Energy storage is not the only development shaping today’s energy markets. The shale revolution, the demise of coal and a more environmentally-conscious culture all play a major role. But according to Saxena, the low price of natural gas is the single-most important driver in what he calls “a period of transformation.”
Nordholm agrees. “Himanshu talked about the transformation and growth that’s under way. It’s really massive,” he says, adding that conservatively $300 billion to $400 billion of investment will be needed over the next 10 years to support the shift from coal to either natural gas or renewables as well as the transmission networks that will be required.
Speaking of coal, President Barack Obama’s Clean Power Plan, which seeks a 32 percent reduction in carbon emissions from power plants by 2030, naturally comes up during the conversation. As does the question of whether the lawsuits brought by at least 27 states to block the new regulations will prevent or slow down the retirement of coal plants.
“I think the Clean Power Plan would have accelerated the inevitable,” Saxena comments. “Whether or not you have a price on carbon, what you’re seeing in most markets is the price of a delivered electron from a coal plant is actually higher than that from a gas-fired power plant. So it really comes down to basic economics,” he says. “The coal plants simply cannot compete with gas in certain markets and we see this play out in valuations. In some recent transactions the valuation of some coal plants was essentially zero.”

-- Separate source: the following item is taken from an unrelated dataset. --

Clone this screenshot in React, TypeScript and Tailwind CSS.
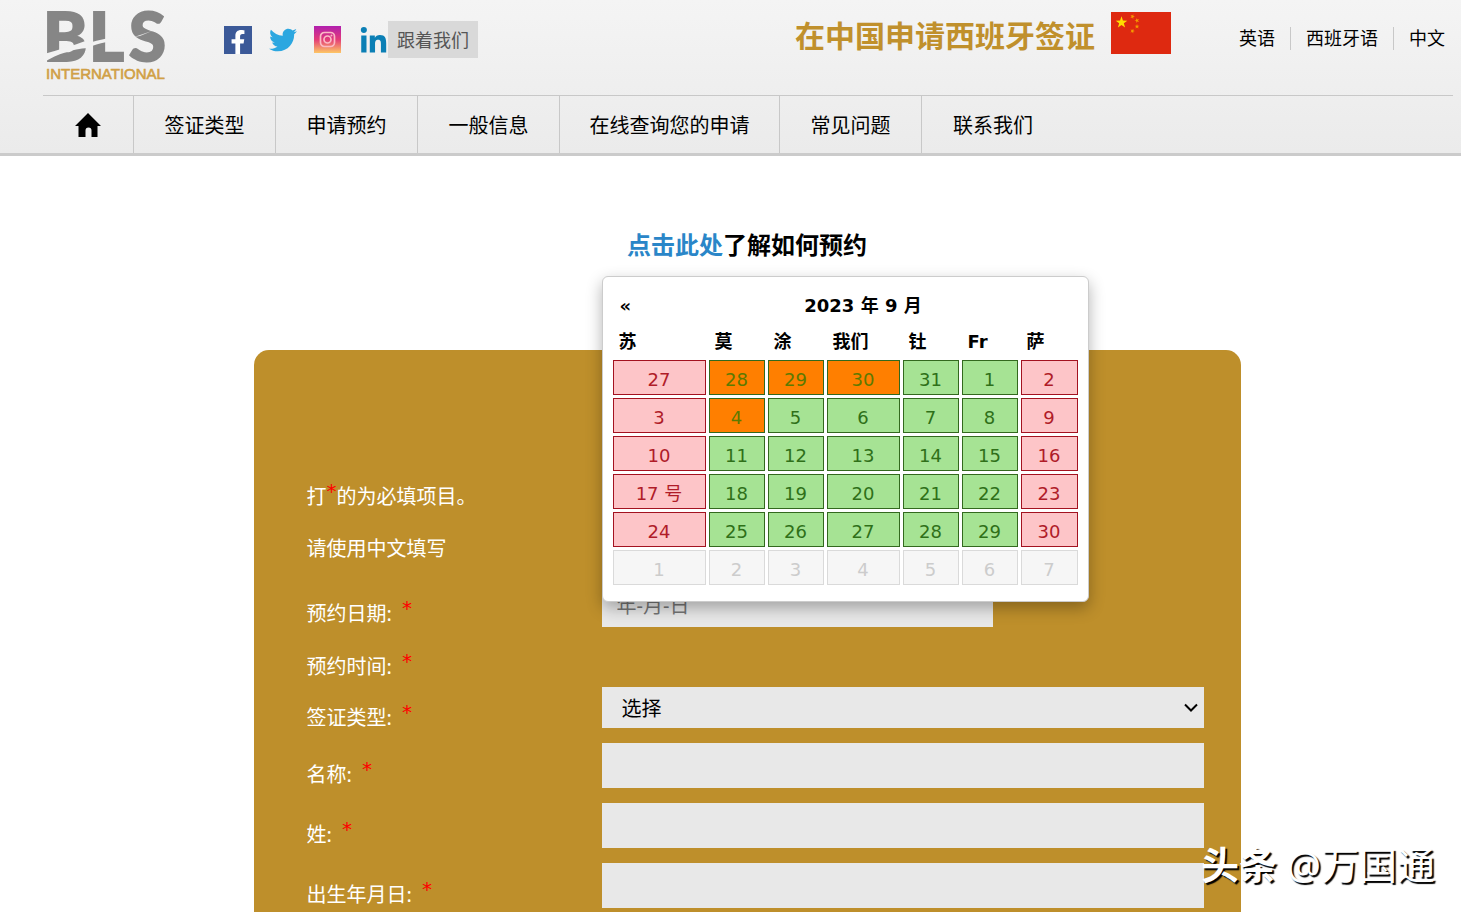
import { FaFacebookF, FaLinkedinIn, FaTwitter } from "react-icons/fa";
import clsx from "clsx";

const navItems = [
  { label: "签证类型", width: "w-[142px]" },
  { label: "申请预约", width: "w-[142px]" },
  { label: "一般信息", width: "w-[142px]" },
  { label: "在线查询您的申请", width: "w-[220px]" },
  { label: "常见问题", width: "w-[142px]" },
  { label: "联系我们", width: "w-[142px]" },
];

const languages = ["英语", "西班牙语", "中文"];

const weekdays = ["苏", "莫", "涂", "我们", "钍", "Fr", "萨"];

// o = fully booked, g = available, r = closed, n = next month
const weeks = [
  { days: ["27", "28", "29", "30", "31", "1", "2"], states: "roooggr" },
  { days: ["3", "4", "5", "6", "7", "8", "9"], states: "roggggr" },
  { days: ["10", "11", "12", "13", "14", "15", "16"], states: "rgggggr" },
  { days: ["17 号", "18", "19", "20", "21", "22", "23"], states: "rgggggr" },
  { days: ["24", "25", "26", "27", "28", "29", "30"], states: "rgggggr" },
  { days: ["1", "2", "3", "4", "5", "6", "7"], states: "nnnnnnn" },
];

const dayColors: Record<string, string> = {
  o: "border-[#33691e] bg-[#ff7f00] text-[#5d7a00]",
  g: "border-[#33691e] bg-[#a6e394] text-[#2f7019]",
  r: "border-[#a31220] bg-[#fdc5c8] text-[#b01c28]",
  n: "border-[#dadada] bg-[#f6f6f6] text-[#cccccc]",
};

function Logo() {
  return (
    <svg
      width="126"
      height="76"
      viewBox="0 0 126 76"
      className="overflow-visible"
      role="img"
      aria-label="BLS International"
    >
      <text
        y="53"
        fontSize="67"
        fontWeight="900"
        fill="#868686"
        stroke="#868686"
        strokeWidth="2"
        fontFamily="Lato, sans-serif"
      >
        <tspan x="-3">B</tspan>
        <tspan x="43">L</tspan>
        <tspan x="83">S</tspan>
      </text>
      <path d="M-2 46C12 42 26 38 42 32V40C26 41 12 46 -2 54Z" fill="#f2f2f2" />
      <path d="M46 34C52 32 58 31 64 30V34C58 34 52 36 46 38Z" fill="#f2f2f2" />
      <path d="M88 29 106 23 94 28Z" fill="#e4e4e4" />
      <text x="0" y="71" fontSize="15" fill="#d0a046" stroke="#d0a046" strokeWidth="0.6" fontFamily="Liberation Sans, sans-serif">
        INTERNATIONAL
      </text>
    </svg>
  );
}

function InstagramIcon() {
  return (
    <svg width="27" height="27" viewBox="0 0 27 27" fill="none">
      <defs>
        <linearGradient id="insta" x1="0" y1="0" x2="0" y2="1">
          <stop offset="0" stopColor="#b01fae" />
          <stop offset="0.5" stopColor="#e33b78" />
          <stop offset="1" stopColor="#fdc765" />
        </linearGradient>
      </defs>
      <rect width="27" height="27" fill="url(#insta)" />
      <rect x="6.5" y="6.5" width="14" height="14" rx="4" stroke="#fbb9c4" strokeWidth="1.7" />
      <circle cx="13.5" cy="13.5" r="3.5" stroke="#fbb9c4" strokeWidth="1.7" />
      <circle cx="17.5" cy="9.5" r="1" fill="#fbb9c4" />
    </svg>
  );
}

function ChinaFlag() {
  const star = "M0 -5.6 1.3 -1.8 5.3 -1.7 2.1 0.7 3.3 4.5 0 2.2 -3.3 4.5 -2.1 0.7 -5.3 -1.7 -1.3 -1.8Z";
  return (
    <svg width="60" height="42" viewBox="0 0 60 42" role="img" aria-label="中国">
      <rect width="60" height="42" fill="#de2910" />
      <path d={star} transform="translate(10.5 10.5) scale(1.1)" fill="#ffde00" />
      <g fill="#f59a00">
        <path d={star} transform="translate(21.5 4.5) rotate(20) scale(.45)" />
        <path d={star} transform="translate(26 8.5) rotate(-20) scale(.45)" />
        <path d={star} transform="translate(26 14.5) scale(.45)" />
        <path d={star} transform="translate(21.5 19) rotate(20) scale(.45)" />
      </g>
    </svg>
  );
}

function HomeIcon() {
  return (
    <svg width="26" height="24" viewBox="0 0 26 24" fill="#000">
      <path d="M13 0 26 13H22.5V24H16.5V17.5A3 3 0 0 0 10.5 17.5V24H3.5V13H0Z" />
    </svg>
  );
}

function Header() {
  return (
    <header className="border-b-[3px] border-[#cbcbcb] bg-linear-to-b from-[#f4f4f4] to-[#ebebeb] pr-2 pl-[43px]">
      <div className="flex h-[95px] items-start">
        <a href="#" className="mt-2 ml-[3px]">
          <Logo />
        </a>
        <div className="mt-[21px] ml-[52px] flex items-center">
          <a
            href="#"
            aria-label="Facebook"
            className="flex size-7 items-end justify-end overflow-hidden bg-[#3b5998] pt-1 pr-[2px] text-white"
          >
            <FaFacebookF size={24} />
          </a>
          <a href="#" aria-label="Twitter" className="ml-[17px] text-[#2ca7e0]">
            <FaTwitter size={28} />
          </a>
          <a href="#" aria-label="Instagram" className="ml-[17px]">
            <InstagramIcon />
          </a>
          <a href="#" aria-label="LinkedIn" className="ml-[18px] pt-1 text-[#0b7fb5]">
            <FaLinkedinIn size={29} />
          </a>
          <span className="bg-[#d9d9d9] px-[9px] pt-px text-lg leading-9 text-[#555]">跟着我们</span>
        </div>
        <h1 className="mt-[14px] ml-auto text-3xl leading-[44px] font-bold text-[#c0902c]">在中国申请西班牙签证</h1>
        <div className="mt-3 ml-4">
          <ChinaFlag />
        </div>
        <ul className="mt-[27px] ml-[53px] flex divide-x divide-[#c8c8c8]">
          {languages.map((lang) => (
            <li key={lang} className="px-[15px] leading-[22px] last:pr-2">
              <a href="#" className="text-lg leading-[22px]">
                {lang}
              </a>
            </li>
          ))}
        </ul>
      </div>
      <nav className="flex h-[58px] border-t border-[#c8c8c8] text-xl">
        <a href="#" aria-label="首页" className="flex w-[91px] items-center justify-center border-r border-[#c8c8c8]">
          <HomeIcon />
        </a>
        {navItems.map((item) => (
          <a
            key={item.label}
            href="#"
            className={clsx("flex items-center justify-center border-r border-[#c8c8c8] pt-[2px] last:border-r-0", item.width)}
          >
            {item.label}
          </a>
        ))}
      </nav>
    </header>
  );
}

function Calendar() {
  return (
    <div className="absolute bottom-[25px] left-0 z-10 w-[487px] rounded-[6px] border border-[#ccc] bg-white px-[7px] pt-1 pb-[13px] font-['DejaVu_Sans','Noto_Sans_CJK_SC',sans-serif] text-lg text-black shadow-[0_6px_16px_rgba(0,0,0,0.3)]">
      <table className="w-full table-fixed border-separate border-spacing-[3px]">
        <colgroup>
          <col className="w-[93px]" />
          <col className="w-[56px]" />
          <col className="w-[56px]" />
          <col className="w-[73px]" />
          <col className="w-[56px]" />
          <col className="w-[56px]" />
          <col />
        </colgroup>
        <thead>
          <tr>
            <th className="h-[35px] p-0 pt-2 pl-[7px] text-left leading-[27px]">
              <button type="button" aria-label="上个月" className="block">
                «
              </button>
            </th>
            <th colSpan={5} className="h-[35px] p-0 pt-2 leading-[27px]">
              2023 年 9 月
            </th>
            <th className="p-0" />
          </tr>
          <tr>
            {weekdays.map((day) => (
              <th key={day} className="h-[35px] p-0 pt-1 pl-[6px] text-left leading-[31px]">
                {day}
              </th>
            ))}
          </tr>
        </thead>
        <tbody>
          {weeks.map((week, row) => (
            <tr key={row}>
              {week.days.map((day, i) => (
                <td key={i} className="p-0">
                  <button
                    type="button"
                    className={clsx("block h-[35px] w-full border pt-1 leading-[29px]", dayColors[week.states[i]])}
                  >
                    {day}
                  </button>
                </td>
              ))}
            </tr>
          ))}
        </tbody>
      </table>
    </div>
  );
}

function Required() {
  return <span className="relative -top-[6px] font-['DejaVu_Sans',sans-serif] text-[#ff0000]">*</span>;
}

function Label({ htmlFor, text }: { htmlFor: string; text: string }) {
  return (
    <label htmlFor={htmlFor} className="flex gap-[10px] pt-[18px] leading-[28px]">
      {text}
      <Required />
    </label>
  );
}

const textFields = [
  { id: "first-name", label: "名称:" },
  { id: "last-name", label: "姓:" },
  { id: "birth-date", label: "出生年月日:" },
];

export default function App() {
  return (
    <div className="relative overflow-hidden bg-white font-['Noto_Sans','Noto_Sans_CJK_SC',sans-serif] text-black">
      <Header />
      <main className="pr-[9px] pl-[42px]">
        <h2 className="pt-[71px] text-center text-2xl leading-9 font-bold">
          <a href="#" className="text-[#2a86c8]">
            点击此处
          </a>
          了解如何预约
        </h2>
        <form className="mx-auto mt-[87px] w-[70%] rounded-t-[15px] bg-[#be8f2b] pt-[133px] pr-[37px] pb-1 pl-[53px] text-xl text-white">
          <p className="leading-[28px]">
            打<Required />
            的为必填项目。
          </p>
          <p className="mt-6 leading-[28px]">请使用中文填写</p>

          <div className="mt-[19px] grid grid-cols-[295px_1fr] gap-y-[15px]">
            <div className="h-[45px]">
              <Label htmlFor="visit-date" text="预约日期:" />
            </div>
            <div className="relative">
              <input
                id="visit-date"
                placeholder="年-月-日"
                className="block h-[45px] w-[65%] bg-[#e8e8e8] px-[15px] pt-[2px] text-xl text-black outline-none placeholder:text-[#757575]"
              />
              <Calendar />
            </div>

            <p className="flex h-[30px] gap-[10px] pt-[11px] leading-[28px]">
              预约时间:
              <Required />
            </p>
            <div />

            <div className="-mt-px h-[42px]">
              <Label htmlFor="visa-type" text="签证类型:" />
            </div>
            <div className="relative">
              <select
                id="visa-type"
                className="block h-[41px] w-full appearance-none bg-[#e8e8e8] px-5 pt-[2px] text-xl text-black outline-none"
              >
                <option>选择</option>
              </select>
              <svg
                className="pointer-events-none absolute top-4 right-[6px]"
                width="14"
                height="10"
                viewBox="0 0 14 10"
                fill="none"
                stroke="#000"
                strokeWidth="2"
              >
                <path d="M1 1.5 7 7.5 13 1.5" />
              </svg>
            </div>

            {textFields.map((field) => (
              <div key={field.id} className="col-span-2 grid h-[45px] grid-cols-subgrid">
                <Label htmlFor={field.id} text={field.label} />
                <input id={field.id} className="h-[45px] w-full bg-[#e8e8e8] px-[15px] text-black outline-none" />
              </div>
            ))}
          </div>
        </form>
      </main>
      <p className="absolute right-[26px] bottom-[22px] z-20 text-[38px] leading-[52px] text-white [text-shadow:2px_2px_1px_#000]">
        <span className="font-bold">头条</span> @万国通
      </p>
    </div>
  );
}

The picture Saxena paints is particularly true for the US, a key geographic region for Starwood, along with Canada and potentially Mexico. In markets like Europe for instance, the situation is very different, with coal being cheaper than natural gas. As Saxena points out, “natural gas has become a local commodity, while coal remains a global commodity”.
But with natural gas prices so low in the US will renewables be able to compete?
“That’s an interesting question because while gas prices are going down, renewable technologies are getting better,” Saxena says, offering an example of wind turbines becoming bigger, with more capacity and improved efficiency. “What this means is that manufacturers are finding ways to reduce the levelised cost of electricity from wind turbines,” he notes. The same is happening on the solar side, he adds.
In addition to the lower costs of solar equipment, Nordholm also points to distributed and residential solar power. “It is one of the fastest-growing applications of renewable energy and we can confidently predict that it’s going to continue on a very rapid growth curve for years, if not decades,” he says.
With talk of the future, the question of where Starwood expects to find opportunities in the next 18 to 24 months inevitably follows.
“Right now we have a situation that we haven’t seen since 2009, where certain public independent power producers, including yieldcos, are trading at values below private market valuations,” Nordholm states. “That means there will be additional acquisition opportunities.”
Other opportunities will come from the need for more storage and transmission resources as well as ultimately more natural gas-fired power generation to address grid congestion to fill the void left behind by retired coal plants.
“The policies and capabilities that we established 10 years ago and our ability to move between technologies really positions us very well for this shifting commodity environment and this changing environmental regulatory context that we’re experiencing,” Nordholm asserts.
“We see a lot of opportunity in the next 12 to 24 months. Maybe we’ve never seen more.”